>> START

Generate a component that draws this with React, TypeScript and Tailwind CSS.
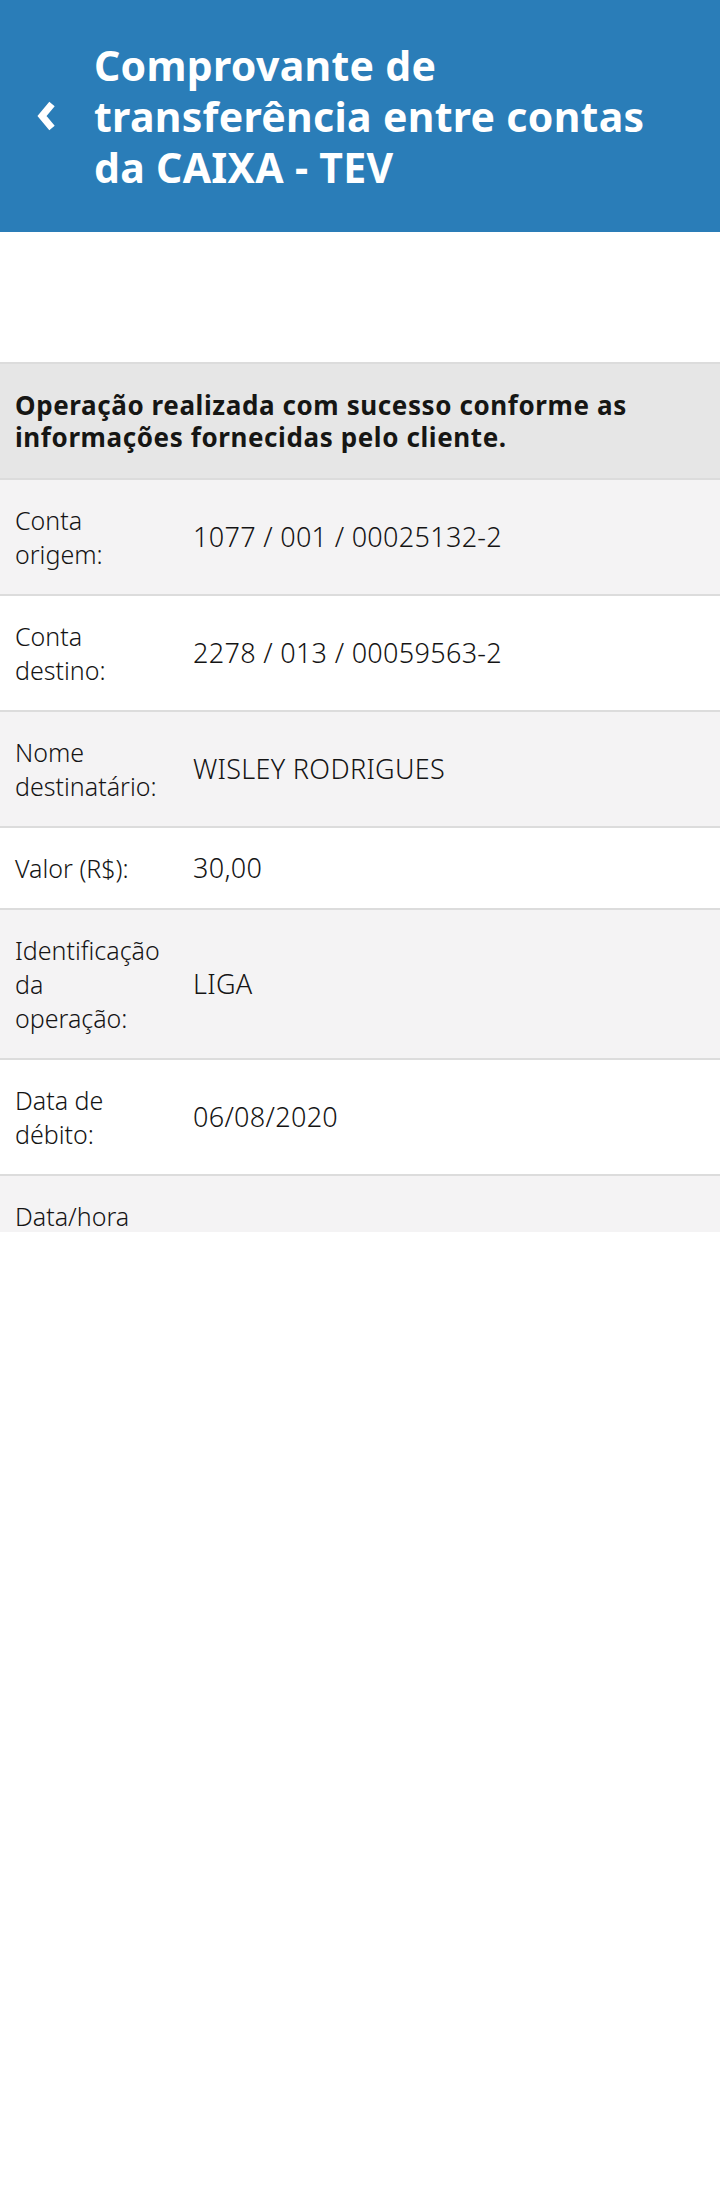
import React from "react";

const rows: { label: string[]; value: string; bg: string }[] = [
  { label: ["Conta", "origem:"], value: "1077 / 001 / 00025132-2", bg: "bg-[#f4f3f4]" },
  { label: ["Conta", "destino:"], value: "2278 / 013 / 00059563-2", bg: "bg-white" },
  { label: ["Nome", "destinatário:"], value: "WISLEY RODRIGUES", bg: "bg-[#f4f3f4]" },
  { label: ["Valor (R$):"], value: "30,00", bg: "bg-white" },
  { label: ["Identificação", "da", "operação:"], value: "LIGA", bg: "bg-[#f4f3f4]" },
  { label: ["Data de", "débito:"], value: "06/08/2020", bg: "bg-white" },
  { label: ["Data/hora", "da", "operação:"], value: "06/08/2020 - 10:12:45", bg: "bg-[#f4f3f4]" },
];

export default function App() {
  return (
    <div className="w-[720px] min-h-[2204px] bg-white" style={{ fontFamily: "'Noto Sans', 'Open Sans', sans-serif" }}>
      <header className="h-[232px] bg-[#2a7db8] flex items-center">
        <div className="w-[94px] flex justify-center items-center">
          <svg width="24" height="30" viewBox="0 0 24 30" className="ml-[-1px]">
            <path d="M17 3 L7 15 L17 27" fill="none" stroke="white" strokeWidth="7" strokeLinecap="butt" strokeLinejoin="miter" />
          </svg>
        </div>
        <h1 className="text-white font-bold text-[41px] leading-[51px] tracking-[0.3px] pr-4">
          Comprovante de<br />transferência entre contas<br />da CAIXA - TEV
        </h1>
      </header>
      <div className="h-[1000px] overflow-hidden">
        <div className="h-[130px]" />
        <div className="border-t-2 border-[#dcdcdc] bg-[#e6e6e6] pl-[15px] pr-2 pt-[25px] pb-[25px]">
          <p className="text-[#161614] font-bold text-[26px] leading-[32px] tracking-[0.6px] whitespace-nowrap">
            Operação realizada com sucesso conforme as
            <br />
            informações fornecidas pelo cliente.
          </p>
        </div>
        {rows.map((r, i) => (
          <div
            key={i}
            className={`${r.bg} border-t-2 border-[#dcdcdc] flex items-center pl-[15px] pr-4 py-[23px]`}
          >
            <div className="w-[178px] shrink-0 text-[#141414] font-light text-[25px] leading-[34px]">
              {r.label.map((l, j) => (
                <div key={j} className="whitespace-nowrap">
                  {l}
                </div>
              ))}
            </div>
            <div className="text-[#141414] font-light text-[27px] leading-[34px] tracking-[0.3px]">{r.value}</div>
          </div>
        ))}
      </div>
    </div>
  );
}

>> END

▶ [Task prompt]
From start to finish, output the listing exactly, but omit its pictures.

▶ [Task result]
Generate a component that draws this with React, TypeScript and Tailwind CSS.
import React from "react";

const rows: { label: string[]; value: string; bg: string }[] = [
  { label: ["Conta", "origem:"], value: "1077 / 001 / 00025132-2", bg: "bg-[#f4f3f4]" },
  { label: ["Conta", "destino:"], value: "2278 / 013 / 00059563-2", bg: "bg-white" },
  { label: ["Nome", "destinatário:"], value: "WISLEY RODRIGUES", bg: "bg-[#f4f3f4]" },
  { label: ["Valor (R$):"], value: "30,00", bg: "bg-white" },
  { label: ["Identificação", "da", "operação:"], value: "LIGA", bg: "bg-[#f4f3f4]" },
  { label: ["Data de", "débito:"], value: "06/08/2020", bg: "bg-white" },
  { label: ["Data/hora", "da", "operação:"], value: "06/08/2020 - 10:12:45", bg: "bg-[#f4f3f4]" },
];

export default function App() {
  return (
    <div className="w-[720px] min-h-[2204px] bg-white" style={{ fontFamily: "'Noto Sans', 'Open Sans', sans-serif" }}>
      <header className="h-[232px] bg-[#2a7db8] flex items-center">
        <div className="w-[94px] flex justify-center items-center">
          <svg width="24" height="30" viewBox="0 0 24 30" className="ml-[-1px]">
            <path d="M17 3 L7 15 L17 27" fill="none" stroke="white" strokeWidth="7" strokeLinecap="butt" strokeLinejoin="miter" />
          </svg>
        </div>
        <h1 className="text-white font-bold text-[41px] leading-[51px] tracking-[0.3px] pr-4">
          Comprovante de<br />transferência entre contas<br />da CAIXA - TEV
        </h1>
      </header>
      <div className="h-[1000px] overflow-hidden">
        <div className="h-[130px]" />
        <div className="border-t-2 border-[#dcdcdc] bg-[#e6e6e6] pl-[15px] pr-2 pt-[25px] pb-[25px]">
          <p className="text-[#161614] font-bold text-[26px] leading-[32px] tracking-[0.6px] whitespace-nowrap">
            Operação realizada com sucesso conforme as
            <br />
            informações fornecidas pelo cliente.
          </p>
        </div>
        {rows.map((r, i) => (
          <div
            key={i}
            className={`${r.bg} border-t-2 border-[#dcdcdc] flex items-center pl-[15px] pr-4 py-[23px]`}
          >
            <div className="w-[178px] shrink-0 text-[#141414] font-light text-[25px] leading-[34px]">
              {r.label.map((l, j) => (
                <div key={j} className="whitespace-nowrap">
                  {l}
                </div>
              ))}
            </div>
            <div className="text-[#141414] font-light text-[27px] leading-[34px] tracking-[0.3px]">{r.value}</div>
          </div>
        ))}
      </div>
    </div>
  );
}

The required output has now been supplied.